» **Required task**
Return all the entries exactly, keeping pictures out.

» **Recorded information**
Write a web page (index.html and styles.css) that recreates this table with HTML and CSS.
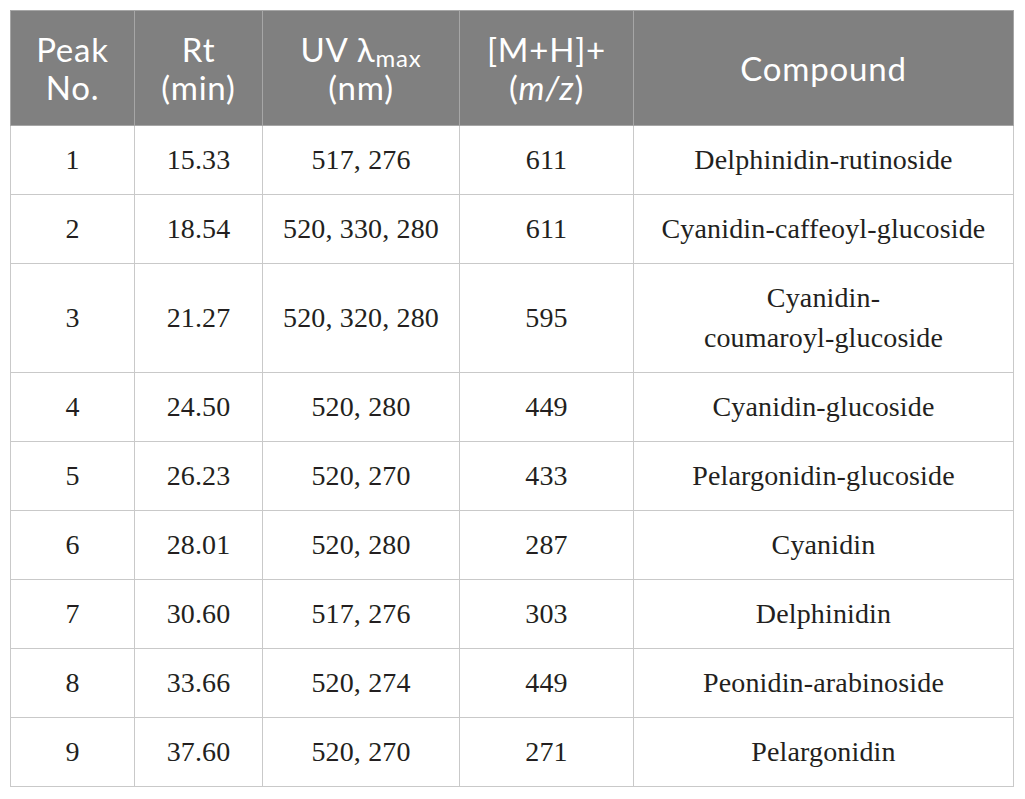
FILE: index.html
```html
<!DOCTYPE html>
<html lang="en">
<head>
  <meta charset="UTF-8" />
  <title>Anthocyanin peaks</title>
  <link rel="stylesheet" href="styles.css">
</head>
<body>

  <table class="peaks">
    <colgroup>
      <col class="c-peak">
      <col class="c-rt">
      <col class="c-uv">
      <col class="c-mz">
      <col class="c-name">
    </colgroup>
    <thead>
      <tr>
        <th>Peak<br>No.</th>
        <th>Rt<br>(min)</th>
        <th>UV &lambda;<sub>max</sub><br>(nm)</th>
        <th>[M+H]+<br>(<i>m/z</i>)</th>
        <th>Compound</th>
      </tr>
    </thead>
    <tbody>
      <tr><td>1</td><td>15.33</td><td>517, 276</td><td>611</td><td>Delphinidin-rutinoside</td></tr>
      <tr><td>2</td><td>18.54</td><td>520, 330, 280</td><td>611</td><td>Cyanidin-caffeoyl-glucoside</td></tr>
      <tr><td>3</td><td>21.27</td><td>520, 320, 280</td><td>595</td><td>Cyanidin-<br>coumaroyl-glucoside</td></tr>
      <tr><td>4</td><td>24.50</td><td>520, 280</td><td>449</td><td>Cyanidin-glucoside</td></tr>
      <tr><td>5</td><td>26.23</td><td>520, 270</td><td>433</td><td>Pelargonidin-glucoside</td></tr>
      <tr><td>6</td><td>28.01</td><td>520, 280</td><td>287</td><td>Cyanidin</td></tr>
      <tr><td>7</td><td>30.60</td><td>517, 276</td><td>303</td><td>Delphinidin</td></tr>
      <tr><td>8</td><td>33.66</td><td>520, 274</td><td>449</td><td>Peonidin-arabinoside</td></tr>
      <tr><td>9</td><td>37.60</td><td>520, 270</td><td>271</td><td>Pelargonidin</td></tr>
    </tbody>
  </table>

</body>
</html>
```

FILE: styles.css
```css
body {
  margin: 0;
  padding: 10px 12px 10px 10px;
  background: #fff;
}

.peaks {
  width: 1003px;
  border-collapse: collapse;
  table-layout: fixed;
  font-family: 'Liberation Serif', 'Times New Roman', serif;
  color: #231f20;
}

.c-peak { width: 124px; }
.c-rt { width: 128px; }
.c-uv { width: 197px; }
.c-mz { width: 174px; }
.c-name { width: 380px; }

th {
  background: #808080;
  color: #fff;
  font-family: Lato, 'Open Sans', sans-serif;
  font-weight: normal;
  font-size: 33px;
  letter-spacing: 0.8px;
  line-height: 38px;
  padding: 19px 4px 19px;
  border: 1px solid #a6a6a6;
  text-align: center;
}

th sub {
  font-size: 24px;
  vertical-align: -5px;
  line-height: 0;
}

td {
  font-size: 28px;
  letter-spacing: 0.15px;
  line-height: 40px;
  padding: 14px 4px;
  border: 1px solid #c9c9c9;
  text-align: center;
}
```
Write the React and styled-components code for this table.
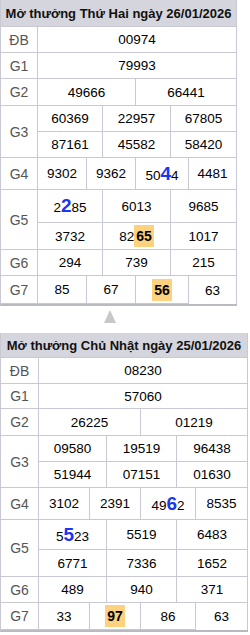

» **Answer**
Write a web page (index.html and styles.css) that recreates this table with HTML and CSS.
FILE: index.html
```html
<!DOCTYPE html>
<html lang="en">
<head>
  <meta charset="UTF-8" />
  <title>Anthocyanin peaks</title>
  <link rel="stylesheet" href="styles.css">
</head>
<body>

  <table class="peaks">
    <colgroup>
      <col class="c-peak">
      <col class="c-rt">
      <col class="c-uv">
      <col class="c-mz">
      <col class="c-name">
    </colgroup>
    <thead>
      <tr>
        <th>Peak<br>No.</th>
        <th>Rt<br>(min)</th>
        <th>UV &lambda;<sub>max</sub><br>(nm)</th>
        <th>[M+H]+<br>(<i>m/z</i>)</th>
        <th>Compound</th>
      </tr>
    </thead>
    <tbody>
      <tr><td>1</td><td>15.33</td><td>517, 276</td><td>611</td><td>Delphinidin-rutinoside</td></tr>
      <tr><td>2</td><td>18.54</td><td>520, 330, 280</td><td>611</td><td>Cyanidin-caffeoyl-glucoside</td></tr>
      <tr><td>3</td><td>21.27</td><td>520, 320, 280</td><td>595</td><td>Cyanidin-<br>coumaroyl-glucoside</td></tr>
      <tr><td>4</td><td>24.50</td><td>520, 280</td><td>449</td><td>Cyanidin-glucoside</td></tr>
      <tr><td>5</td><td>26.23</td><td>520, 270</td><td>433</td><td>Pelargonidin-glucoside</td></tr>
      <tr><td>6</td><td>28.01</td><td>520, 280</td><td>287</td><td>Cyanidin</td></tr>
      <tr><td>7</td><td>30.60</td><td>517, 276</td><td>303</td><td>Delphinidin</td></tr>
      <tr><td>8</td><td>33.66</td><td>520, 274</td><td>449</td><td>Peonidin-arabinoside</td></tr>
      <tr><td>9</td><td>37.60</td><td>520, 270</td><td>271</td><td>Pelargonidin</td></tr>
    </tbody>
  </table>

</body>
</html>
```

FILE: styles.css
```css
body {
  margin: 0;
  padding: 10px 12px 10px 10px;
  background: #fff;
}

.peaks {
  width: 1003px;
  border-collapse: collapse;
  table-layout: fixed;
  font-family: 'Liberation Serif', 'Times New Roman', serif;
  color: #231f20;
}

.c-peak { width: 124px; }
.c-rt { width: 128px; }
.c-uv { width: 197px; }
.c-mz { width: 174px; }
.c-name { width: 380px; }

th {
  background: #808080;
  color: #fff;
  font-family: Lato, 'Open Sans', sans-serif;
  font-weight: normal;
  font-size: 33px;
  letter-spacing: 0.8px;
  line-height: 38px;
  padding: 19px 4px 19px;
  border: 1px solid #a6a6a6;
  text-align: center;
}

th sub {
  font-size: 24px;
  vertical-align: -5px;
  line-height: 0;
}

td {
  font-size: 28px;
  letter-spacing: 0.15px;
  line-height: 40px;
  padding: 14px 4px;
  border: 1px solid #c9c9c9;
  text-align: center;
}
```
Write the React and styled-components code for this table.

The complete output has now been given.